# Work required
Start at the line that contains "Give me the", stop at the line that contains "const options = ['IT', 'MECH', 'CSE', 'EXTC']", and repeat every line in that span, those two included, with no pictures.
── Working data
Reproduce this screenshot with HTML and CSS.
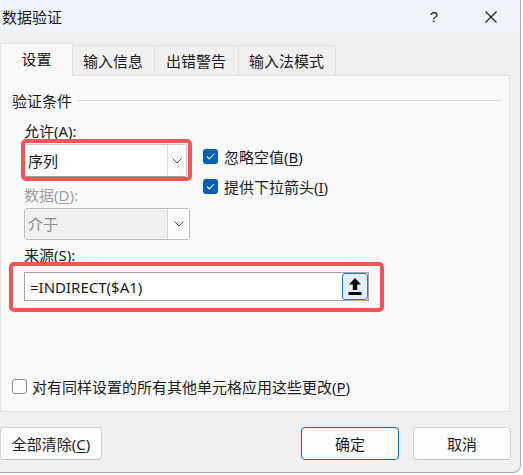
FILE: index.html
```html
<!DOCTYPE html>
<html lang="zh-CN">
<head>
<meta charset="utf-8">
<title>数据验证</title>
<link rel="stylesheet" href="styles.css">
</head>
<body>
<div class="window">
  <header class="titlebar">
    <span class="title">数据验证</span>
    <span class="caption-btn help">?</span>
    <span class="caption-btn close">
      <svg width="12" height="12" viewBox="0 0 12 12"><path d="M0.5 0.5L11.5 11.5M11.5 0.5L0.5 11.5" stroke="#1b1b1b" stroke-width="1.1" fill="none"/></svg>
    </span>
  </header>

  <nav class="tabs">
    <div class="tab active">设置</div>
    <div class="tab">输入信息</div>
    <div class="tab tab-wide">出错警告</div>
    <div class="tab">输入法模式</div>
  </nav>

  <section class="panel">
    <div class="group-title"><span>验证条件</span><span class="rule"></span></div>
    <div class="label">允许(<u>A</u>):</div>
    <div class="row">
      <div class="col">
        <div class="hl-wrap">
          <div class="combo">
            <span class="combo-text">序列</span>
            <span class="combo-arrow"><svg width="10" height="6" viewBox="0 0 10 6"><path d="M0.5 0.5L5 5L9.5 0.5" stroke="#5a5a5a" stroke-width="1" fill="none"/></svg></span>
          </div>
          <div class="highlight hl-allow"></div>
        </div>
        <div class="label disabled-label">数据(<u>D</u>):</div>
        <div class="combo combo-disabled">
          <span class="combo-text">介于</span>
          <span class="combo-arrow"><svg width="10" height="6" viewBox="0 0 10 6"><path d="M0.5 0.5L5 5L9.5 0.5" stroke="#5a5a5a" stroke-width="1" fill="none"/></svg></span>
        </div>
      </div>
      <div class="checks">
        <div class="check">
          <span class="box checked"><svg width="15" height="15" viewBox="0 0 15 15"><path d="M4 7.6L6.3 9.9L11 5.2" stroke="#fff" stroke-width="1.1" fill="none"/></svg></span>
          <span>忽略空值(<u>B</u>)</span>
        </div>
        <div class="check second">
          <span class="box checked"><svg width="15" height="15" viewBox="0 0 15 15"><path d="M4 7.6L6.3 9.9L11 5.2" stroke="#fff" stroke-width="1.1" fill="none"/></svg></span>
          <span>提供下拉箭头(<u>I</u>)</span>
        </div>
      </div>
    </div>
    <div class="label source-label">来源(<u>S</u>):</div>
    <div class="hl-wrap source-wrap">
      <div class="source">
        <span class="source-text">=INDIRECT($A1)</span>
        <span class="pick"><svg width="16" height="20" viewBox="0 0 16 20"><path d="M8 1L14 7.5H10.2V13H5.8V7.5H2Z" fill="#000"/><rect x="1.5" y="15" width="13" height="3" fill="#000"/></svg></span>
      </div>
      <div class="highlight hl-source"></div>
    </div>
    <div class="check apply">
      <span class="box"></span>
      <span>对有同样设置的所有其他单元格应用这些更改(<u>P</u>)</span>
    </div>
  </section>

  <footer class="buttons">
    <div class="btn btn-clear">全部清除(<u>C</u>)</div>
    <div class="spacer"></div>
    <div class="btn btn-ok">确定</div>
    <div class="btn btn-cancel">取消</div>
  </footer>
</div>
</body>
</html>
```

FILE: styles.css
```css
html, body {
  margin: 0;
  padding: 0;
}

body {
  background: #ffffff;
  font-family: "Noto Sans", "Noto Sans CJK SC", sans-serif;
  font-size: 15px;
  color: #1b1b1b;
}

u {
  text-decoration: underline;
  text-underline-offset: 2px;
}

.window {
  width: 520px;
  height: 472px;
  background: #f0f0f0;
  border-right: 1px solid #a9a9a9;
  border-bottom: 1px solid #a9a9a9;
  border-bottom-right-radius: 8px;
  overflow: hidden;
  display: flex;
  flex-direction: column;
}

/* title bar */
.titlebar {
  height: 33px;
  flex: none;
  background: #eef4f9;
  display: flex;
  align-items: center;
  padding: 0 6px 0 2px;
}

.title {
  flex: 1;
  line-height: 18px;
}

.caption-btn {
  width: 46px;
  display: flex;
  justify-content: center;
  align-items: center;
  line-height: 18px;
}

.help {
  margin-right: 11px;
  font-family: "Liberation Sans", sans-serif;
  font-size: 15px;
}

/* tabs */
.tabs {
  display: flex;
  align-items: flex-start;
  margin-top: 10px;
  height: 33px;
  flex: none;
  position: relative;
  z-index: 1;
}

.tab {
  box-sizing: border-box;
  height: 30px;
  margin-top: 2px;
  padding: 0 11px 0 10px;
  border-top: 1px solid #e3e3e3;
  border-right: 1px solid #e3e3e3;
  background: #f0f0f0;
  display: flex;
  align-items: center;
  line-height: 18px;
}

.tab.tab-wide {
  padding: 0 12px 0 11px;
}

.tab.active {
  width: 73px;
  height: 33px;
  margin-top: 0;
  padding: 0 0 2px;
  justify-content: center;
  border-left: 1px solid #e3e3e3;
  background: #f9f9f9;
}

/* panel */
.panel {
  margin-top: -1px;
  width: 510px;
  height: 337px;
  flex: none;
  box-sizing: border-box;
  border: 1px solid #e3e3e3;
  background: #f9f9f9;
  display: flex;
  flex-direction: column;
}

.group-title {
  margin-top: 16px;
  height: 18px;
  line-height: 18px;
  padding-left: 11px;
  padding-right: 8px;
  display: flex;
  align-items: center;
}

.rule {
  flex: 1;
  height: 1px;
  margin-left: 5px;
  margin-top: -1px;
  background: #dadada;
}

.label {
  margin-top: 12px;
  padding-left: 23px;
  height: 18px;
  line-height: 18px;
}

.row {
  margin-top: 4px;
  display: flex;
}

.col {
  width: 166px;
  margin-left: 23px;
  display: flex;
  flex-direction: column;
}

.col .label {
  padding-left: 0;
}

.disabled-label {
  margin-top: 9px;
  color: #a0a0a0;
}

.hl-wrap {
  position: relative;
}

.highlight {
  position: absolute;
  border: 4px solid #f25558;
  border-radius: 5px;
  pointer-events: none;
}

.hl-allow {
  left: -3px;
  top: -5px;
  width: 163px;
  height: 34px;
}

.combo {
  box-sizing: border-box;
  width: 163px;
  height: 33px;
  border: 1px solid #c8c8c8;
  border-bottom-color: #9a9a9a;
  border-radius: 3px;
  background: #ffffff;
  display: flex;
}

.combo-text {
  flex: 1;
  padding-left: 3px;
  display: flex;
  align-items: center;
  line-height: 18px;
}

.combo-arrow {
  width: 18px;
  border-left: 1px solid #dcdcdc;
  background: #fdfdfd;
  display: flex;
  align-items: center;
  justify-content: center;
}

.combo-disabled {
  width: 166px;
  height: 32px;
  margin-top: 4px;
  border-color: #bdbdbd;
  background: #f0f0f0;
  color: #8c8c8c;
}

.combo-disabled .combo-arrow {
  width: 21px;
  background: #fbfbfb;
  border-left-color: #d6d6d6;
}

/* checkboxes */
.checks {
  margin-left: 13px;
  padding-top: 5px;
  display: flex;
  flex-direction: column;
}

.check {
  display: flex;
  align-items: center;
  gap: 6px;
  height: 15px;
  line-height: 18px;
}

.check.second {
  margin-top: 15px;
}

.box {
  box-sizing: border-box;
  width: 15px;
  height: 15px;
  flex: none;
  border-radius: 3px;
  border: 1px solid #8a8a8a;
  background: #fbfbfb;
  display: flex;
}

.box.checked {
  border: none;
  background: #005fb8;
}

/* source */
.source-label {
  margin-top: 6px;
}

.source-wrap {
  margin-top: 8px;
  margin-left: 23px;
}

.source {
  box-sizing: border-box;
  width: 345px;
  height: 29px;
  border: 1px solid #a3a3a3;
  background: #ffffff;
  display: flex;
  align-items: center;
}

.source-text {
  flex: 1;
  padding-left: 5px;
  line-height: 18px;
}

.pick {
  box-sizing: border-box;
  width: 26px;
  height: 27px;
  border: 1px solid #1a7fd6;
  border-radius: 3px;
  background: #e3eefa;
  display: flex;
  align-items: center;
  justify-content: center;
}

.hl-source {
  left: -15px;
  top: -10px;
  width: 367px;
  height: 42px;
}

.apply {
  margin-top: 78px;
  margin-left: 11px;
  gap: 5px;
}

/* buttons */
.buttons {
  margin-top: 15px;
  padding-right: 9px;
  display: flex;
}

.spacer {
  flex: 1;
}

.btn {
  box-sizing: border-box;
  height: 33px;
  width: 98px;
  border: 1px solid #d3d3d3;
  border-bottom-color: #c2c2c2;
  border-radius: 4px;
  background: #fdfdfd;
  display: flex;
  align-items: center;
  justify-content: center;
  line-height: 18px;
}

.btn-clear {
  width: 102px;
}

.btn-ok {
  margin-right: 14px;
  border-color: #0067c0;
}
```
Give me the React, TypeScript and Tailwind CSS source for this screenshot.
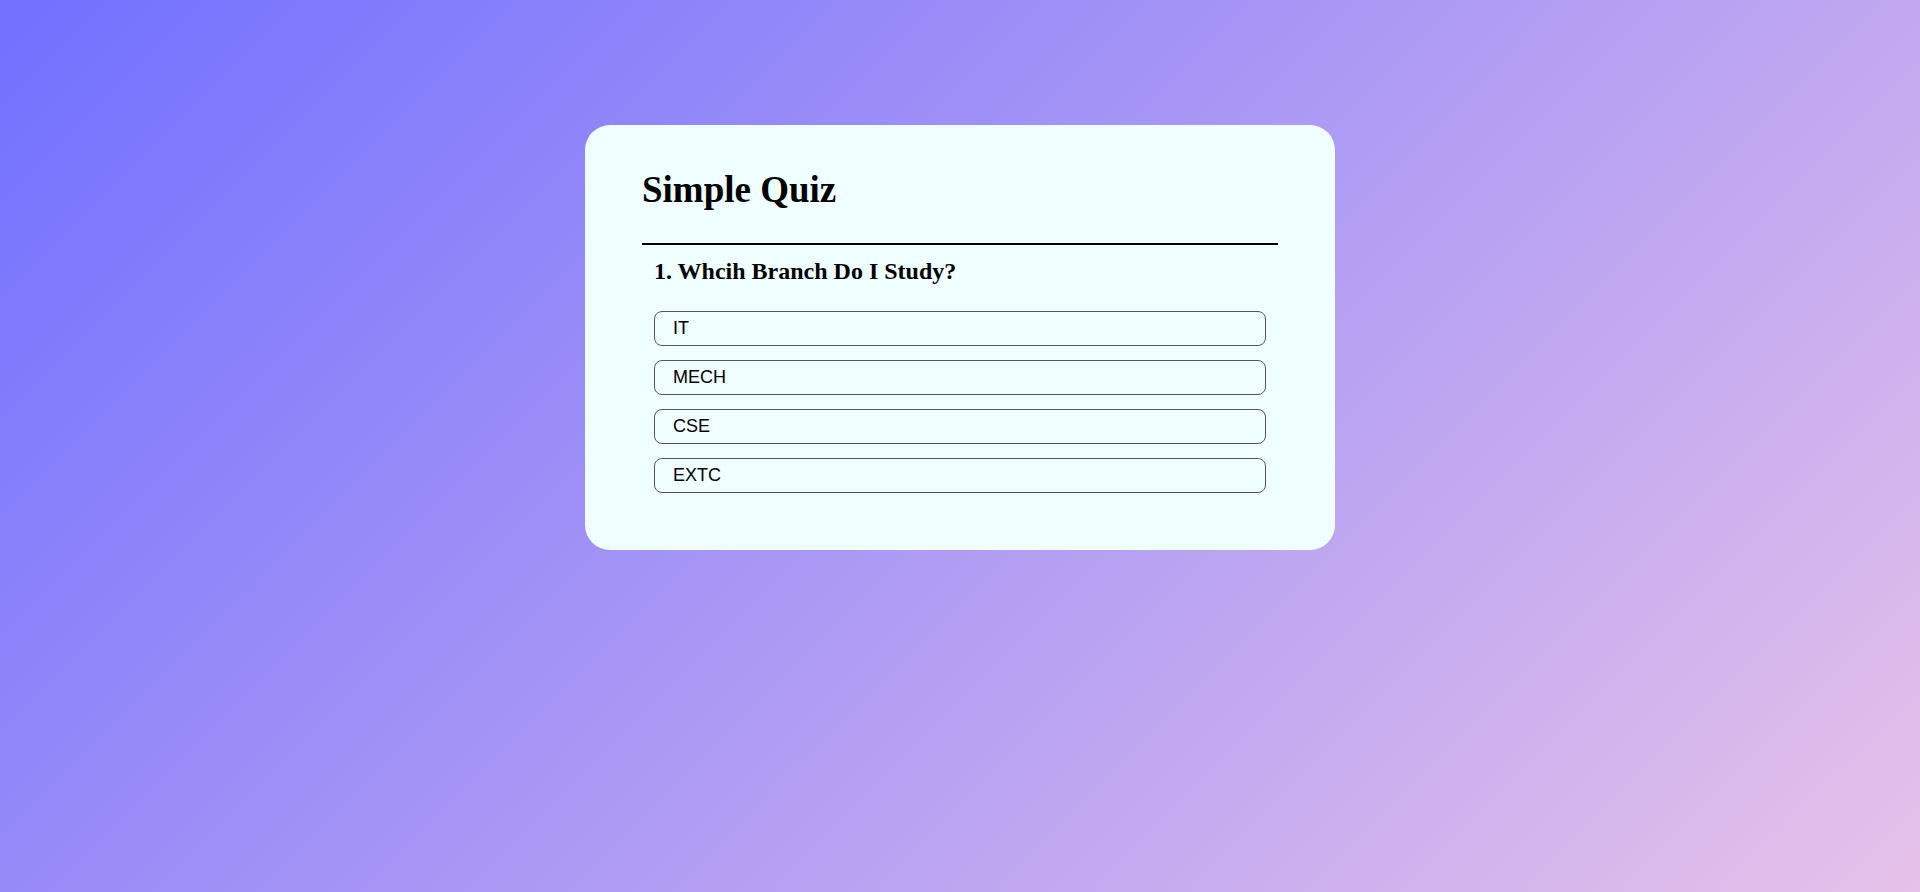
const options = ['IT', 'MECH', 'CSE', 'EXTC']

export default function App() {
  return (
    <div className="min-h-screen w-full bg-[linear-gradient(135deg,#7170ff,#e6c2e9)] pt-[125px]">
      <div className="mx-auto w-[750px] rounded-[25px] bg-[#f0ffff] px-[57px] pt-[44px] pb-[57px]">
        <h1 className="font-['Liberation_Serif',serif] text-[37px] leading-[42px] font-bold text-black">
          Simple Quiz
        </h1>
        <div className="mt-[32px] h-[2px] bg-black" />

        <div className="px-[12px] pt-[13px]">
          <h2 className="font-['Liberation_Serif',serif] text-[24px] leading-[27px] font-bold text-black">
            1. Whcih Branch Do I Study?
          </h2>
          <div className="mt-[26px] flex flex-col gap-[14px]">
            {options.map((opt) => (
              <button
                key={opt}
                className="h-[35px] w-full rounded-[8px] border border-[#555555] bg-[#f0ffff] pl-[18px] text-left font-['Liberation_Sans',sans-serif] text-[18px] text-black"
              >
                {opt}
              </button>
            ))}
          </div>
        </div>
      </div>
    </div>
  )
}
────
# The output
Give me the React, TypeScript and Tailwind CSS source for this screenshot.
const options = ['IT', 'MECH', 'CSE', 'EXTC']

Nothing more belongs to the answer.